__DATASET EXTRACT__.
——

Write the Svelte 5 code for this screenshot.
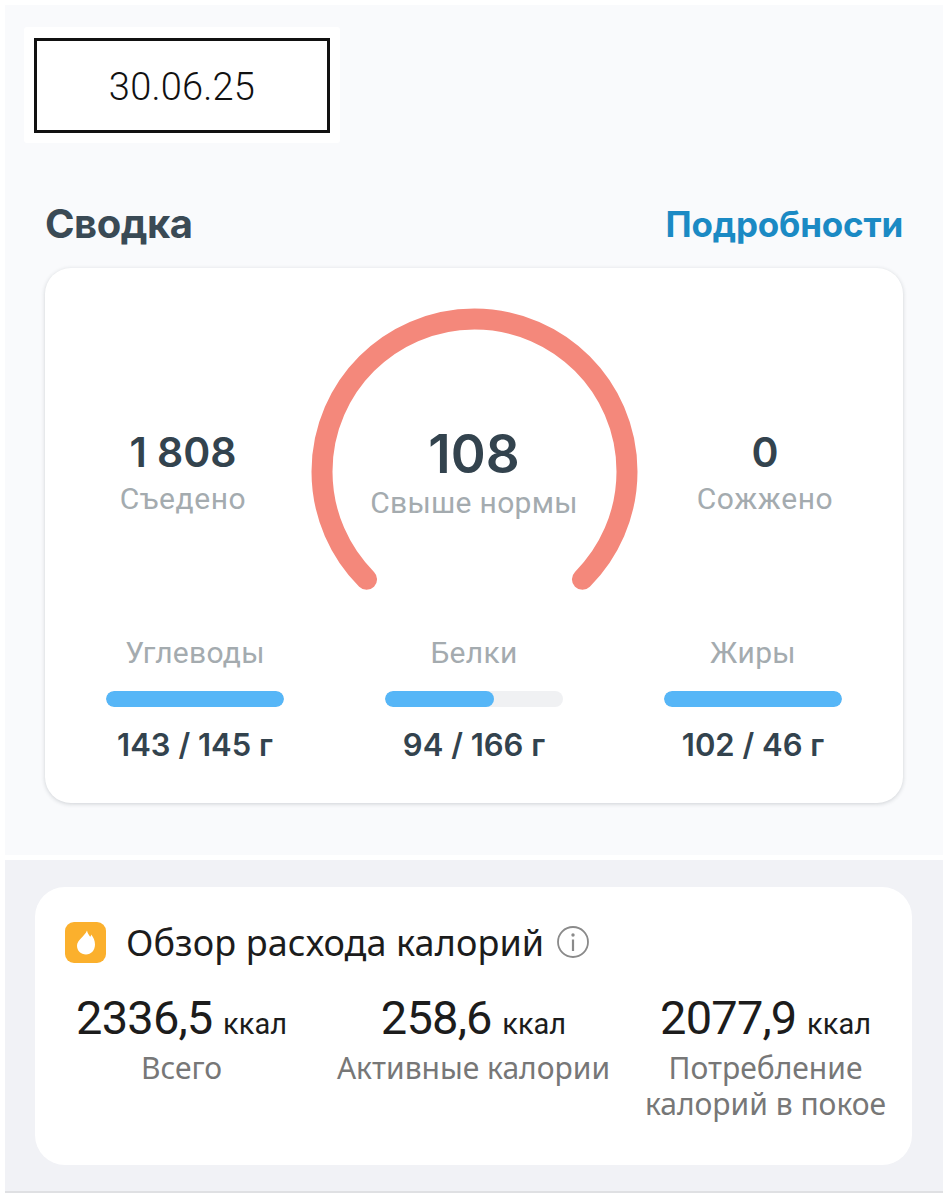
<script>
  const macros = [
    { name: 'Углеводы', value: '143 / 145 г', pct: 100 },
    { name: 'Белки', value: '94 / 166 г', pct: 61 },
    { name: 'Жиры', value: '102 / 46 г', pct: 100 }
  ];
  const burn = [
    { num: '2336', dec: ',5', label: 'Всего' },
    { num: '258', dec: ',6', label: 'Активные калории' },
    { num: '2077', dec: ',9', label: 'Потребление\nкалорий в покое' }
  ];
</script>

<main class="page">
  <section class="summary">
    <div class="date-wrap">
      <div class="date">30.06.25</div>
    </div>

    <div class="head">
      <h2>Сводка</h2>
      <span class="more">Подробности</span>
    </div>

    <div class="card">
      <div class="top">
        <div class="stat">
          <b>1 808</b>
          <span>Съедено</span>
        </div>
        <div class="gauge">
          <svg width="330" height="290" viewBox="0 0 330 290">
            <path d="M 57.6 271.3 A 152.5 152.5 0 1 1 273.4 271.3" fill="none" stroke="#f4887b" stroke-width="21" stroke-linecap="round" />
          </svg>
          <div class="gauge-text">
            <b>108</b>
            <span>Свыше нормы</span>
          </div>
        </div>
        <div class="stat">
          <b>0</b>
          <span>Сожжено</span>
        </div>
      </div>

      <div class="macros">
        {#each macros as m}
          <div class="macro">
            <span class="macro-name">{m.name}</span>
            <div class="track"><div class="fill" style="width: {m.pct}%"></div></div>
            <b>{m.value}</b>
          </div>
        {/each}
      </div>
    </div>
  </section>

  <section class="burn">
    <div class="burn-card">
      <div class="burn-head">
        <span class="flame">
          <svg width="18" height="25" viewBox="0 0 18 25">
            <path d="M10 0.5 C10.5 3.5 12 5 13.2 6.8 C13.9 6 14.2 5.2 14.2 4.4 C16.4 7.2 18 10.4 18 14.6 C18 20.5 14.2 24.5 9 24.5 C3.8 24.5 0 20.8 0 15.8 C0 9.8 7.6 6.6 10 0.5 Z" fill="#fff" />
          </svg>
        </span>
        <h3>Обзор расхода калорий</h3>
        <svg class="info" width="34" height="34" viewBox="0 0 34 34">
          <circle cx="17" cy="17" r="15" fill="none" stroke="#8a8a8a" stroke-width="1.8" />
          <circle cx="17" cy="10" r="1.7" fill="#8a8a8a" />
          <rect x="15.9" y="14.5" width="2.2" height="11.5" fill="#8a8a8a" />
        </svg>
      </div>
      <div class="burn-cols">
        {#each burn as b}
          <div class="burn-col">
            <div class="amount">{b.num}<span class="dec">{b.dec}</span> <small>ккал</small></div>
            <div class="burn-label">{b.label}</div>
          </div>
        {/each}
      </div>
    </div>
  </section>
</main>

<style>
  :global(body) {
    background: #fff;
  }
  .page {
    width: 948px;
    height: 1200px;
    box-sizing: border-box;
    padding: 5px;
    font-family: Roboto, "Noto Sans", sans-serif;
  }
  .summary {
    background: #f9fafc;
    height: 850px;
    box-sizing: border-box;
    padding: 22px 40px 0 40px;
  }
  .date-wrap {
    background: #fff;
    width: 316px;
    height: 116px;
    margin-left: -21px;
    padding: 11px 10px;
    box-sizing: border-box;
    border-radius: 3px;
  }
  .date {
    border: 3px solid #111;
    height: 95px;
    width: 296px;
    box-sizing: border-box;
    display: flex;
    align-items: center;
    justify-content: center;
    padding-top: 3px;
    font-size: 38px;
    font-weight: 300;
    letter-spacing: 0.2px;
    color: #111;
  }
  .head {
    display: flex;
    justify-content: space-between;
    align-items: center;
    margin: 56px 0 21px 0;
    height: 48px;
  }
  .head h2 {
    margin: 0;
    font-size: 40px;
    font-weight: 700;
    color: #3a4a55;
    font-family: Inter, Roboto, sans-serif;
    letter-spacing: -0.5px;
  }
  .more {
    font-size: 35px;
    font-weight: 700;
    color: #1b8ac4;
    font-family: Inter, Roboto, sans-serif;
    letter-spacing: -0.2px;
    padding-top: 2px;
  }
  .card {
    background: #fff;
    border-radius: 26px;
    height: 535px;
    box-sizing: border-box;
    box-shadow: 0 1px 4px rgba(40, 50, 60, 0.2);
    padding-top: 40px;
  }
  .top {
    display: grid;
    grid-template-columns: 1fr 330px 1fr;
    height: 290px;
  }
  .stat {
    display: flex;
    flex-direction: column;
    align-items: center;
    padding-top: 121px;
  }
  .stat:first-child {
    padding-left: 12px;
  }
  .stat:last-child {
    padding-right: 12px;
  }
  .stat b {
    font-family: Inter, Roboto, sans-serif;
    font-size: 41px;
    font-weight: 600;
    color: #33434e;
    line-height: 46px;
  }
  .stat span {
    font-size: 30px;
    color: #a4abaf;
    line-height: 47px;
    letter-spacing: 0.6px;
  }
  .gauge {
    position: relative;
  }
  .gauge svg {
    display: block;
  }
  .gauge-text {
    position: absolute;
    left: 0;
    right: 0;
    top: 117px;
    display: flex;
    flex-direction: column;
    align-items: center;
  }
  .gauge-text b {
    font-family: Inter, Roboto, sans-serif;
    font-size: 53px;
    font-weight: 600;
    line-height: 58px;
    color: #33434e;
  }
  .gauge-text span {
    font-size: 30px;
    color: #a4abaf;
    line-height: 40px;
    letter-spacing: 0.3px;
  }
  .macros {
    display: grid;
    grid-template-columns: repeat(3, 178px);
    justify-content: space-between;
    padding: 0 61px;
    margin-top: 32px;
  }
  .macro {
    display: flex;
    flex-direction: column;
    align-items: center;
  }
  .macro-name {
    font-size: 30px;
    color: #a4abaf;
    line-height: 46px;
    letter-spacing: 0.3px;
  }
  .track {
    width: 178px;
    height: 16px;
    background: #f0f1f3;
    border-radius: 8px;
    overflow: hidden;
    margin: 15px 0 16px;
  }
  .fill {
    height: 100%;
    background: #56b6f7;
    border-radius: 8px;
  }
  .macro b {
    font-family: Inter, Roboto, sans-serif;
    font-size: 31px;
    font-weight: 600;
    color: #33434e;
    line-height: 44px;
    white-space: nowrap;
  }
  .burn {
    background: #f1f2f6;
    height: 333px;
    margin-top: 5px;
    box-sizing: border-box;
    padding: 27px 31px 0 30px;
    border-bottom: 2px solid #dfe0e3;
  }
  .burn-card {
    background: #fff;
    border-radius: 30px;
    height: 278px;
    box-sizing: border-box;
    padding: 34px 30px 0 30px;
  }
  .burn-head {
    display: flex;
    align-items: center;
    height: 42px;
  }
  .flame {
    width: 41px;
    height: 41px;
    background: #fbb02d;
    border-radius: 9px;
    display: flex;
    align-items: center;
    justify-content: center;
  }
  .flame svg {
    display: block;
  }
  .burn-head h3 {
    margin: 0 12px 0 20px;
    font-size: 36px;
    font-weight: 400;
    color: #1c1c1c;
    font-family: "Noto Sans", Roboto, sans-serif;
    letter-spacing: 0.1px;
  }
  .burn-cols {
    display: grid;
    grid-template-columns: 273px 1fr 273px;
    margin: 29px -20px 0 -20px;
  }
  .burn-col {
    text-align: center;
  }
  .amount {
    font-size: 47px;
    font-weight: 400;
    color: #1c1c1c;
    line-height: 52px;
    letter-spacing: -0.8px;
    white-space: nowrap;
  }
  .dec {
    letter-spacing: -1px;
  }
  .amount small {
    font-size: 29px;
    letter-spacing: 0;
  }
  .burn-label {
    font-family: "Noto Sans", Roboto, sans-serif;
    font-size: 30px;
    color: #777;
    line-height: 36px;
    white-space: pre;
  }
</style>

——

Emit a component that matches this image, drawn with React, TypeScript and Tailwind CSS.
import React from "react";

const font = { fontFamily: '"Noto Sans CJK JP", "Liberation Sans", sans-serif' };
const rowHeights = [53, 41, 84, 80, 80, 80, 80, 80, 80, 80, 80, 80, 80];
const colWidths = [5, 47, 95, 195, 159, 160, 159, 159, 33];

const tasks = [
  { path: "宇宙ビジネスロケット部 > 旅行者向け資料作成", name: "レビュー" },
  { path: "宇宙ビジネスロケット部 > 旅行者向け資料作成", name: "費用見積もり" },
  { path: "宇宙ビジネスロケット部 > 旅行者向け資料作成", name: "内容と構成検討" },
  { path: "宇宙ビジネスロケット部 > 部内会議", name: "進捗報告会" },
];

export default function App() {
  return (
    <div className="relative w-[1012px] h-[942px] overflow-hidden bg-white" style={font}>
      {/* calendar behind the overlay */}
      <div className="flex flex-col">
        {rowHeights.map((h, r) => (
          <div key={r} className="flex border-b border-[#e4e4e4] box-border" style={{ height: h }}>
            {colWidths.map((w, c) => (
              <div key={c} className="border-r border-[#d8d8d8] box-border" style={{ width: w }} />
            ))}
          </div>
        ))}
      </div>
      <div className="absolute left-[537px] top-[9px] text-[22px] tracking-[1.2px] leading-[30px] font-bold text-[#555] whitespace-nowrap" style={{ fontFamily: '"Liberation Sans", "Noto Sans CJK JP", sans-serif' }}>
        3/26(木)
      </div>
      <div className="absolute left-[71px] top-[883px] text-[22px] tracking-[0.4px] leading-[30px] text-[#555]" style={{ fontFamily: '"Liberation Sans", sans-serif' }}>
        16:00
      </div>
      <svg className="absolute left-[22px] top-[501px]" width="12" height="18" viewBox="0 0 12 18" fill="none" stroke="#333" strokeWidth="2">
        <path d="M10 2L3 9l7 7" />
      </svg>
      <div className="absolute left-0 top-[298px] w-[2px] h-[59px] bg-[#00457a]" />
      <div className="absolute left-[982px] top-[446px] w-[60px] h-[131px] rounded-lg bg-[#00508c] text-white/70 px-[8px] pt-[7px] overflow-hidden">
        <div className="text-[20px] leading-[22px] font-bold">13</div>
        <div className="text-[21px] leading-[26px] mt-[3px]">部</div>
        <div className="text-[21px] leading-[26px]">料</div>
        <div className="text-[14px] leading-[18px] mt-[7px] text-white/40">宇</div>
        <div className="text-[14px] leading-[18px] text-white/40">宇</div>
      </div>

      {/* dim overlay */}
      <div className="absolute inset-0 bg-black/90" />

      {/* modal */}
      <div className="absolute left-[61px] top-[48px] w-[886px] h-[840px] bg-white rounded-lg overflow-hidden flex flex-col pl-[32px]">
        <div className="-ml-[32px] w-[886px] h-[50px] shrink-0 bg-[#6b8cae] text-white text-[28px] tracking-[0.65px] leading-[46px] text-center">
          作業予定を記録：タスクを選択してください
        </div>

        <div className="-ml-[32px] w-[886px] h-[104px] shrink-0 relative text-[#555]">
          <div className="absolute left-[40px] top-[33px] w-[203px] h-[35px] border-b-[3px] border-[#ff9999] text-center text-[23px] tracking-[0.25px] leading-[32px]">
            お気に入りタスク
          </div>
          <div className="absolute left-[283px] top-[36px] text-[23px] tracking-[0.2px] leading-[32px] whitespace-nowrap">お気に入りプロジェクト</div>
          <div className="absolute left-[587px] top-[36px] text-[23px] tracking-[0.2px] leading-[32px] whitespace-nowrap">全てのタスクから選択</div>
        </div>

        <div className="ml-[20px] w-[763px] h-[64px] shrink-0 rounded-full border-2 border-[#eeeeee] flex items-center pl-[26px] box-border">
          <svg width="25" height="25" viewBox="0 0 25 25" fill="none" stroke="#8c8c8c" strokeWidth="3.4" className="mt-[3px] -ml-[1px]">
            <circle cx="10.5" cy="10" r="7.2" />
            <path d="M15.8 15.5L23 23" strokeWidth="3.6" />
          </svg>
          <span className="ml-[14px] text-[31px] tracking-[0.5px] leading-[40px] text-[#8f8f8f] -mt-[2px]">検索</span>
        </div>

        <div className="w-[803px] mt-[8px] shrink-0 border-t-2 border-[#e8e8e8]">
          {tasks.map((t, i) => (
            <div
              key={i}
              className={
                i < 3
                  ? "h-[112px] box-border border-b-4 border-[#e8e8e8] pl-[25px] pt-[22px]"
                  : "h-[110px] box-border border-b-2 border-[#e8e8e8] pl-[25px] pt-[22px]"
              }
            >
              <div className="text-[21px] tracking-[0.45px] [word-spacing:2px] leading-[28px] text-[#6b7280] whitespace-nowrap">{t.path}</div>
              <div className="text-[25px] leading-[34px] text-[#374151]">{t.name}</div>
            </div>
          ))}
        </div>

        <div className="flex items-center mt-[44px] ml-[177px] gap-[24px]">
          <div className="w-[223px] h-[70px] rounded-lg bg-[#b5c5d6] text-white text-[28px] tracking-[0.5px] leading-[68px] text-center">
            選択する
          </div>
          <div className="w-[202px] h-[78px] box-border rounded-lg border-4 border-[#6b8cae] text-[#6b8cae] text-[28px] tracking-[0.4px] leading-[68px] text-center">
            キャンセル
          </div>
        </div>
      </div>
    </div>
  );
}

——

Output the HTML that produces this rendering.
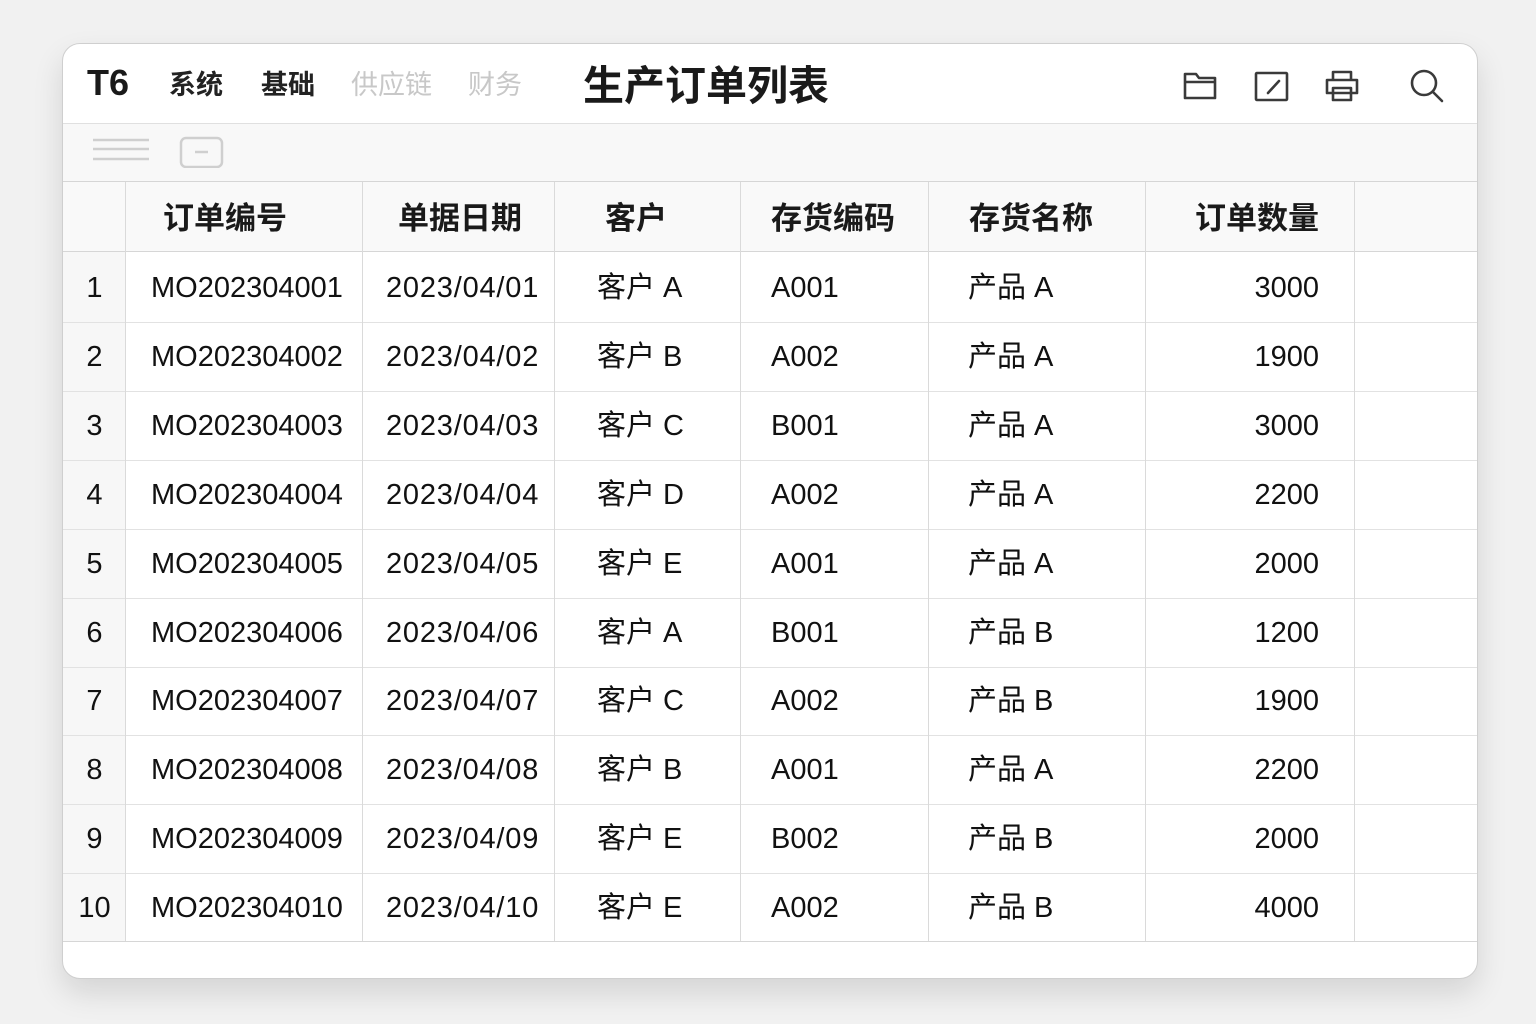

——

__GOAL OF THE EXERCISE__.
Print exactly the lines above from the one with "Emit a component" to the one with "159, 159, 33];", including both.

__PROBLEM SOLUTION__.
Emit a component that matches this image, drawn with React, TypeScript and Tailwind CSS.
import React from "react";

const font = { fontFamily: '"Noto Sans CJK JP", "Liberation Sans", sans-serif' };
const rowHeights = [53, 41, 84, 80, 80, 80, 80, 80, 80, 80, 80, 80, 80];
const colWidths = [5, 47, 95, 195, 159, 160, 159, 159, 33];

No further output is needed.